Are features available at prediction time?
Are you accidentally leaking future information?

Model fit and complexity
Are you underfitting because the model is too simple?
Are you overfitting because it is too complex?
Have you tried reasonable baselines and alternatives?

Inherent error
Some problems have a hard ceiling due to noise. If the signal is weak, the maximum achievable performance might be lower than stakeholders expect.

This order matters because the first two categories can make any algorithm look bad.

Case study: when reframing beats tuning

Imagine a team trying to help electric utilities prepare for severe weather.

The initial framing is regression: predict the exact number of outages per town.

The model struggles. Predicting exact counts is difficult, and small differences can be operationally meaningless while still penalizing the model heavily.

After customer conversations, the team reframes the need:
Utilities do not need exact outage counts. They need a severity level to allocate crews and equipment.

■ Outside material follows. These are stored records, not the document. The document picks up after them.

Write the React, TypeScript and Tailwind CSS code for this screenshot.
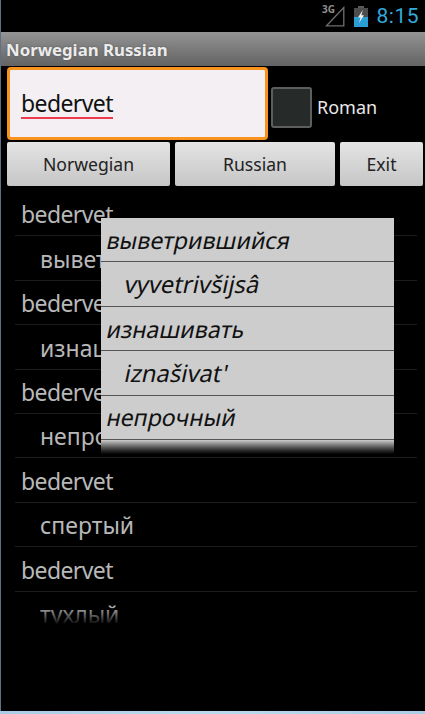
const rows = [
  { text: 'bedervet', sub: false },
  { text: 'выветрившийся', sub: true },
  { text: 'bedervet', sub: false },
  { text: 'изнашивать', sub: true },
  { text: 'bedervet', sub: false },
  { text: 'непрочный', sub: true },
  { text: 'bedervet', sub: false },
  { text: 'спертый', sub: true },
  { text: 'bedervet', sub: false },
  { text: 'тухлый', sub: true },
];

const popupRows = [
  { text: 'выветрившийся', sub: false },
  { text: 'vyvetrivšijsâ', sub: true },
  { text: 'изнашивать', sub: false },
  { text: "iznašivat'", sub: true },
  { text: 'непрочный', sub: false },
  { text: 'nepročnyj', sub: true },
];

// Сигнал 3G и батарея в статус-баре
const SignalIcon = () => (
  <svg width="20" height="21" viewBox="0 0 20 21" className="block">
    <path d="M1.5 19.8 L18.8 1.5 V19.8 Z" fill="none" stroke="#6e6e6e" strokeWidth="1.3" />
  </svg>
);

const BatteryIcon = () => (
  <svg width="14" height="21" viewBox="0 0 14 21" className="block">
    <rect x="4" y="0" width="6" height="2" fill="#5a5a5a" />
    <rect x="0" y="2" width="14" height="19" fill="#4d4d4d" />
    <rect x="0" y="11" width="14" height="10" fill="#2a9fd6" />
    <path d="M8.8 4 L4 11.5 H6.6 L5 17 L10 9.2 H7.4 Z" fill="#f2f2f2" />
  </svg>
);

function MenuButton({ label, className }: { label: string; className: string }) {
  return (
    <button className={`h-[44px] rounded-[2px] bg-gradient-to-b from-[#e4e4e4] to-[#c6c6c6] text-[17.6px] text-[#222222] ${className}`}>
      {label}
    </button>
  );
}

export default function App() {
  return (
    <div className="relative w-[425px] h-[714px] bg-black overflow-hidden font-['Noto_Sans','Open_Sans',sans-serif] flex flex-col">
      {/* Статус-бар */}
      <div className="h-[32px] shrink-0 flex items-center justify-end pr-[6px] relative">
        <span className="absolute left-[322px] top-[4px] text-[10px] font-bold leading-none text-[#8f8f8f]">3G</span>
        <div className="mr-[9px]"><SignalIcon /></div>
        <div className="mr-[9px]"><BatteryIcon /></div>
        <span className="text-[21px] leading-none text-[#33a9dc] font-['Roboto',sans-serif] tracking-[0.5px]">8:15</span>
      </div>

      {/* Заголовок */}
      <div className="h-[34px] shrink-0 bg-gradient-to-b from-[#949494] to-[#636363] flex items-center pl-[6px] pt-[2px] text-[16.8px] font-bold text-[#ececec] [text-shadow:0_0_2px_#555555]">
        Norwegian Russian
      </div>

      {/* Поиск */}
      <div className="h-[76px] shrink-0 flex items-start pt-[1px] pl-[7px]">
        <div className="w-[261px] h-[73px] rounded-[4px] border-[3px] border-[#f7931e] bg-[#f3eff3] flex items-center pl-[11px] pt-[1px]">
          <span className="text-[23px] leading-[28px] tracking-[-0.6px] text-[#111111] border-b-2 border-[#ee3b4c]">bedervet</span>
        </div>
        <div className="ml-[3px] mt-[20px] w-[41px] h-[41px] rounded-[3px] border-2 border-[#5e5e5e] bg-[#262a28]" />
        <span className="ml-[5px] mt-[27px] text-[18px] text-[#e8e8e8]">Roman</span>
      </div>

      {/* Кнопки */}
      <div className="shrink-0 flex pl-[7px] gap-[5px] mb-[6px]">
        <MenuButton label="Norwegian" className="w-[163px]" />
        <MenuButton label="Russian" className="w-[160px]" />
        <MenuButton label="Exit" className="w-[83px]" />
      </div>

      {/* Список */}
      <div className="relative h-[433px] shrink-0 overflow-hidden">
        {rows.map((row, i) => (
          <div
            key={i}
            className={`h-[44.4px] ml-[15px] mr-[8px] border-b border-[#1c1c1c] flex items-center pt-[2px] text-[#b8b8b8] ${row.sub ? 'pl-[25px] text-[23px]' : 'pl-[6px] text-[23px] tracking-[-0.6px]'}`}
          >
            {row.text}
          </div>
        ))}
        <div className="absolute left-0 right-0 top-[414px] h-[19px] bg-gradient-to-b from-transparent to-black" />
      </div>

      {/* Всплывающий список */}
      <div className="absolute left-[101px] top-[218px] w-[293px] h-[238px] overflow-hidden bg-[#cdcdcd]">
        {popupRows.map((row, i) => (
          <div
            key={i}
            className={`h-[44.4px] border-b border-[#555555] flex items-center pt-[1px] text-[#111111] ${row.sub ? 'pl-[24px] text-[23.8px]' : 'pl-[6px] text-[23.3px]'}`}
          >
            <span className="inline-block -skew-x-12">{row.text}</span>
          </div>
        ))}
        <div className="absolute left-0 right-0 bottom-0 h-[16px] bg-gradient-to-b from-[#cdcdcd] to-black" />
      </div>

      {/* Край окна */}
      <div className="absolute left-0 top-0 w-[1px] h-[711px] bg-[#5d7186]" />
      <div className="absolute left-0 top-[711px] w-[425px] h-[3px] bg-gradient-to-r from-[#a9cde8] via-[#b9d9ef] to-[#a9cde8]" />
    </div>
  );
}
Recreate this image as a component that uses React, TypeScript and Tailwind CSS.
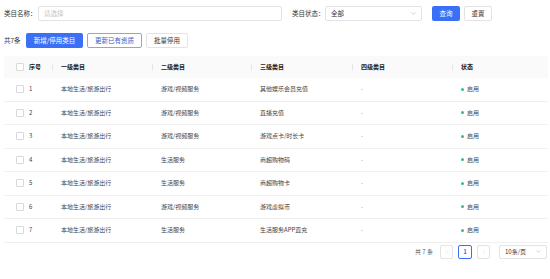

So the target becomes classification: predict severity on a 1 to 5 scale.

Now evaluation aligns with decisions:

• Is the severity band correct?

• How often do we under-predict severe events?

• How many false alarms can operations tolerate?

Performance becomes better not because the algorithm changed, but because the task definition matched the real outcome.

That is evaluation doing its job: forcing alignment between output metrics and product decisions.

Takeaways

• Start with outcomes, then pick model metrics that reflect real-world costs.

• For regression, choose MSE or RMSE when large misses are especially costly; choose MAE when consistent closeness matters; use MAPE carefully when targets do not approach zero.

• For classification, accuracy can be misleading under imbalance. Use confusion matrices, precision, and recall to understand error trade-offs.

• Threshold selection is a product decision. It should reflect business costs and operational capacity.

• ROC curves help compare models broadly; precision-recall curves are often better when positives are rare.

• Troubleshoot in order: framing, data, features, fit, then accept irreducible noise.